:: RECORDED DATA
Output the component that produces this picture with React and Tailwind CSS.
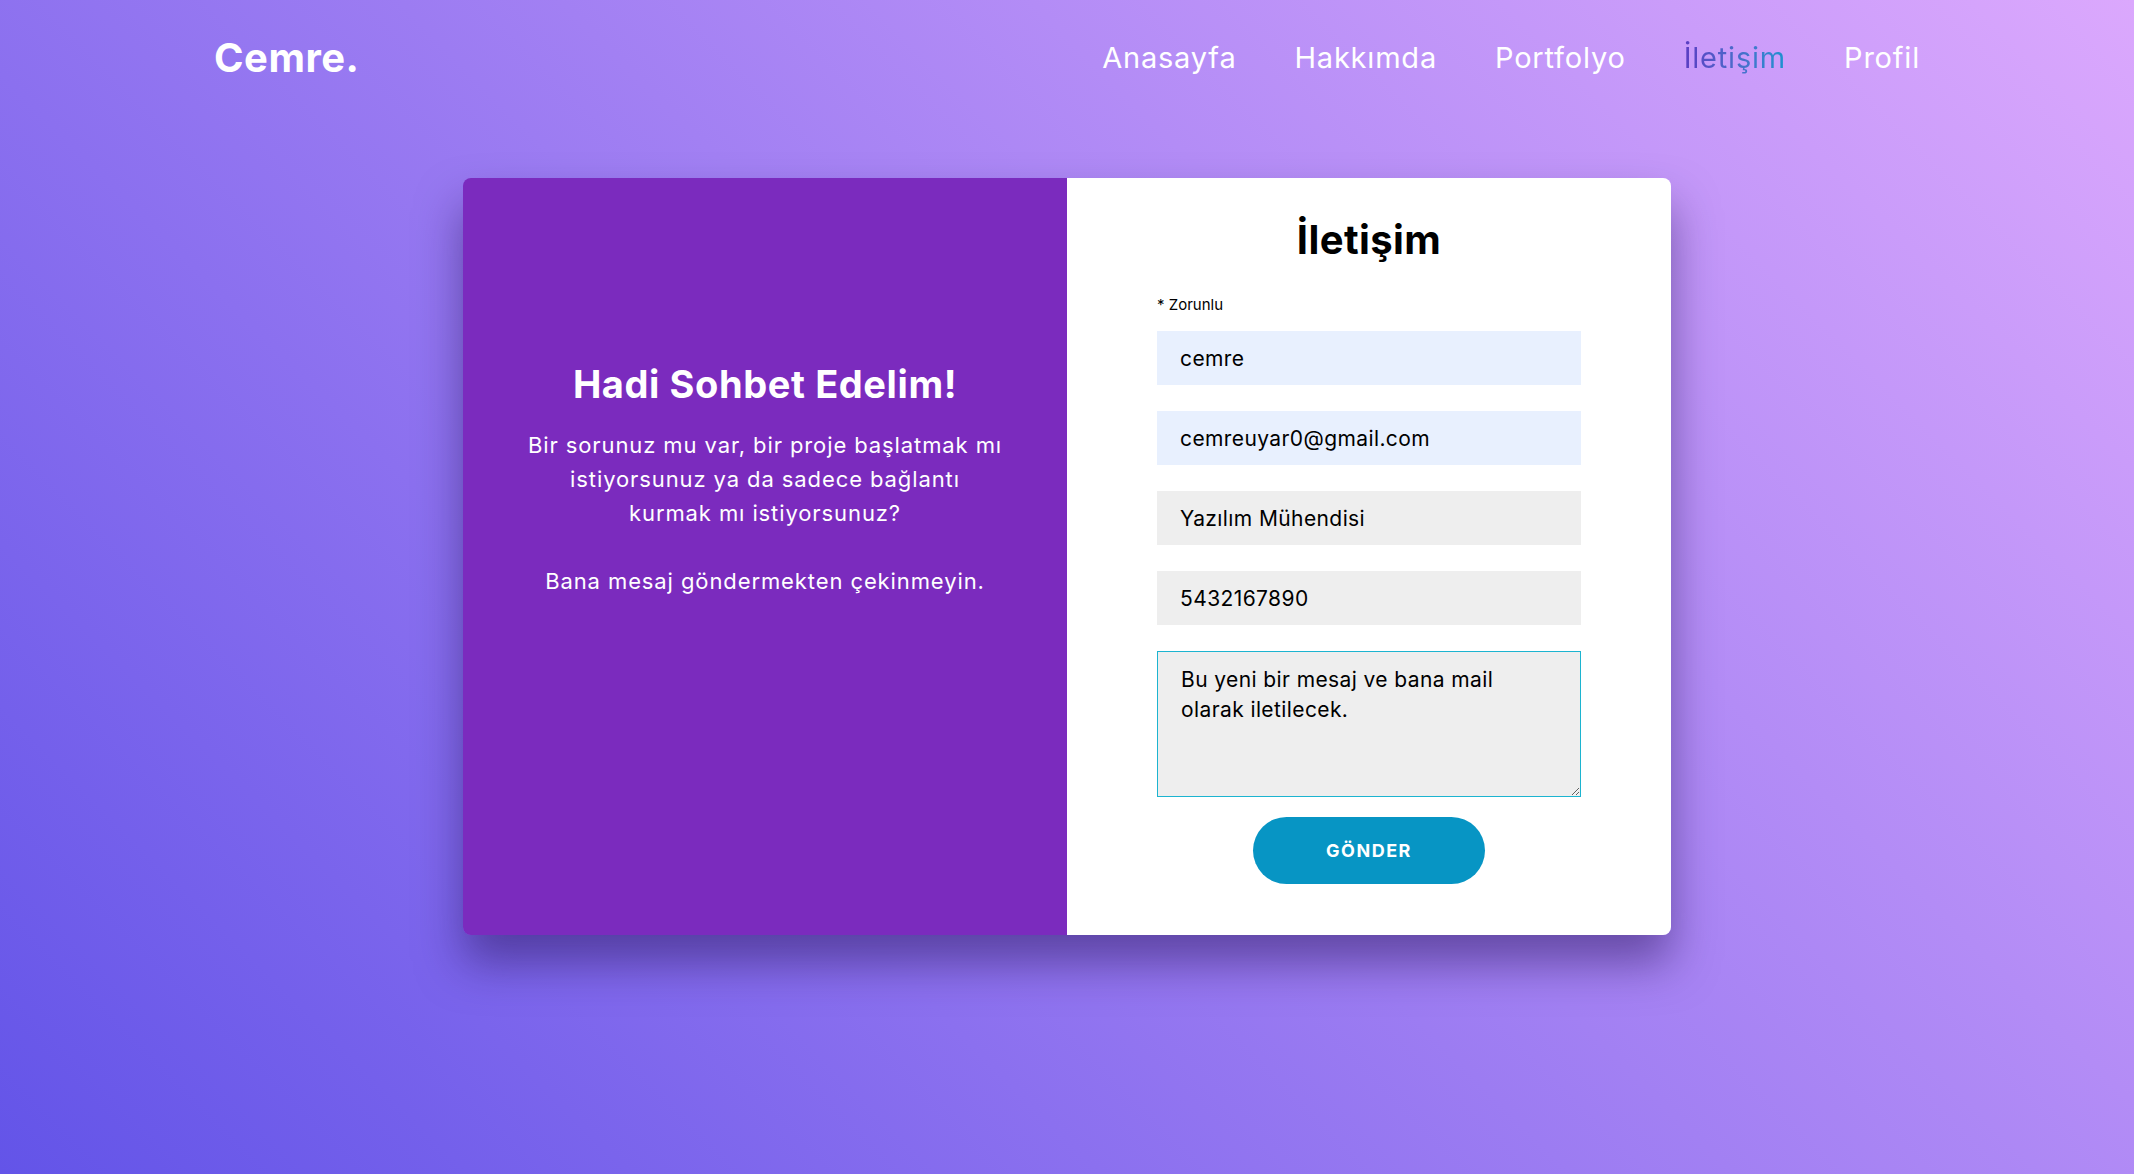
import { useEffect, useRef } from "react";

const NAV = ["Anasayfa", "Hakkımda", "Portfolyo", "İletişim", "Profil"];

const Field = ({ value, autofill }) => (
  <input
    type="text"
    defaultValue={value}
    className={`w-full h-[54px] px-[23px] text-[21px] tracking-[0.4px] text-black outline-none ${
      autofill ? "bg-[#e8f0fe]" : "bg-[#eeeeee]"
    }`}
  />
);

const App = () => {
  const msgRef = useRef(null);

  useEffect(() => {
    const el = msgRef.current;
    if (el) {
      el.focus();
      el.setSelectionRange(el.value.length, el.value.length);
    }
  }, []);

  return (
    <div className="min-h-screen bg-[linear-gradient(45deg,#6354e8,#dba8fd)] font-['Inter',sans-serif]">
      {/* Header */}
      <header className="h-[116px] px-[214px] flex items-center justify-between">
        <div className="text-[40px] font-bold text-white tracking-[0.5px]">
          Cemre.
        </div>
        <nav className="flex items-center gap-[58px]">
          {NAV.map((item) =>
            item === "İletişim" ? (
              <a
                key={item}
                className="text-[29px] tracking-[0.8px] bg-linear-to-r from-[#5a3cc3] to-[#1592d0] bg-clip-text text-transparent"
              >
                {item}
              </a>
            ) : (
              <a key={item} className="text-[29px] tracking-[0.8px] text-white">
                {item}
              </a>
            )
          )}
        </nav>
      </header>

      {/* Contact card */}
      <main className="flex justify-center pt-[62px]">
        <div className="w-[1208px] h-[757px] flex rounded-lg overflow-hidden shadow-[0_28px_45px_rgba(40,20,90,0.5)]">
          <div className="w-1/2 bg-[#7b2bbe] flex flex-col items-center pt-[183px] text-white text-center">
            <h2 className="text-[38px] leading-[46px] font-bold tracking-[0.6px] mb-[21px]">
              Hadi Sohbet Edelim!
            </h2>
            <p className="w-[477px] text-[22px] leading-[34px] tracking-[0.9px]">
              Bir sorunuz mu var, bir proje başlatmak mı istiyorsunuz ya da
              sadece bağlantı kurmak mı istiyorsunuz?
            </p>
            <p className="text-[22px] leading-[34px] tracking-[0.9px] mt-[34px]">
              Bana mesaj göndermekten çekinmeyin.
            </p>
          </div>

          <div className="w-1/2 bg-white px-[90px] pt-[38px]">
            <h2 className="text-[40px] leading-[48px] font-bold tracking-[0.4px] text-black text-center">
              İletişim
            </h2>
            <p className="mt-[31px] text-[15px] leading-[20px] text-black">
              * Zorunlu
            </p>
            <form className="mt-[16px] flex flex-col gap-[26px]">
              <Field value="cemre" autofill />
              <Field value="cemreuyar0@gmail.com" autofill />
              <Field value="Yazılım Mühendisi" />
              <Field value="5432167890" />
              <textarea
                ref={msgRef}
                defaultValue="Bu yeni bir mesaj ve bana mail olarak iletilecek. "
                className="w-full h-[146px] pl-[23px] pr-[60px] py-[13px] text-[21px] leading-[30px] tracking-[0.4px] text-black bg-[#eeeeee] border border-[#1cb4d0] outline-none caret-black"
              />
            </form>
            <div className="flex justify-center mt-[20px]">
              <button className="w-[232px] h-[67px] rounded-full bg-[#0795c4] text-white text-[18px] font-bold tracking-[1.5px]">
                GÖNDER
              </button>
            </div>
          </div>
        </div>
      </main>
    </div>
  );
};

export default App;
::::
YOUR INSTRUCTIONS: Retype everything in the material word for word, minus pictures.

TASK OUTPUT:
Output the component that produces this picture with React and Tailwind CSS.
import { useEffect, useRef } from "react";

const NAV = ["Anasayfa", "Hakkımda", "Portfolyo", "İletişim", "Profil"];

const Field = ({ value, autofill }) => (
  <input
    type="text"
    defaultValue={value}
    className={`w-full h-[54px] px-[23px] text-[21px] tracking-[0.4px] text-black outline-none ${
      autofill ? "bg-[#e8f0fe]" : "bg-[#eeeeee]"
    }`}
  />
);

const App = () => {
  const msgRef = useRef(null);

  useEffect(() => {
    const el = msgRef.current;
    if (el) {
      el.focus();
      el.setSelectionRange(el.value.length, el.value.length);
    }
  }, []);

  return (
    <div className="min-h-screen bg-[linear-gradient(45deg,#6354e8,#dba8fd)] font-['Inter',sans-serif]">
      {/* Header */}
      <header className="h-[116px] px-[214px] flex items-center justify-between">
        <div className="text-[40px] font-bold text-white tracking-[0.5px]">
          Cemre.
        </div>
        <nav className="flex items-center gap-[58px]">
          {NAV.map((item) =>
            item === "İletişim" ? (
              <a
                key={item}
                className="text-[29px] tracking-[0.8px] bg-linear-to-r from-[#5a3cc3] to-[#1592d0] bg-clip-text text-transparent"
              >
                {item}
              </a>
            ) : (
              <a key={item} className="text-[29px] tracking-[0.8px] text-white">
                {item}
              </a>
            )
          )}
        </nav>
      </header>

      {/* Contact card */}
      <main className="flex justify-center pt-[62px]">
        <div className="w-[1208px] h-[757px] flex rounded-lg overflow-hidden shadow-[0_28px_45px_rgba(40,20,90,0.5)]">
          <div className="w-1/2 bg-[#7b2bbe] flex flex-col items-center pt-[183px] text-white text-center">
            <h2 className="text-[38px] leading-[46px] font-bold tracking-[0.6px] mb-[21px]">
              Hadi Sohbet Edelim!
            </h2>
            <p className="w-[477px] text-[22px] leading-[34px] tracking-[0.9px]">
              Bir sorunuz mu var, bir proje başlatmak mı istiyorsunuz ya da
              sadece bağlantı kurmak mı istiyorsunuz?
            </p>
            <p className="text-[22px] leading-[34px] tracking-[0.9px] mt-[34px]">
              Bana mesaj göndermekten çekinmeyin.
            </p>
          </div>

          <div className="w-1/2 bg-white px-[90px] pt-[38px]">
            <h2 className="text-[40px] leading-[48px] font-bold tracking-[0.4px] text-black text-center">
              İletişim
            </h2>
            <p className="mt-[31px] text-[15px] leading-[20px] text-black">
              * Zorunlu
            </p>
            <form className="mt-[16px] flex flex-col gap-[26px]">
              <Field value="cemre" autofill />
              <Field value="cemreuyar0@gmail.com" autofill />
              <Field value="Yazılım Mühendisi" />
              <Field value="5432167890" />
              <textarea
                ref={msgRef}
                defaultValue="Bu yeni bir mesaj ve bana mail olarak iletilecek. "
                className="w-full h-[146px] pl-[23px] pr-[60px] py-[13px] text-[21px] leading-[30px] tracking-[0.4px] text-black bg-[#eeeeee] border border-[#1cb4d0] outline-none caret-black"
              />
            </form>
            <div className="flex justify-center mt-[20px]">
              <button className="w-[232px] h-[67px] rounded-full bg-[#0795c4] text-white text-[18px] font-bold tracking-[1.5px]">
                GÖNDER
              </button>
            </div>
          </div>
        </div>
      </main>
    </div>
  );
};

export default App;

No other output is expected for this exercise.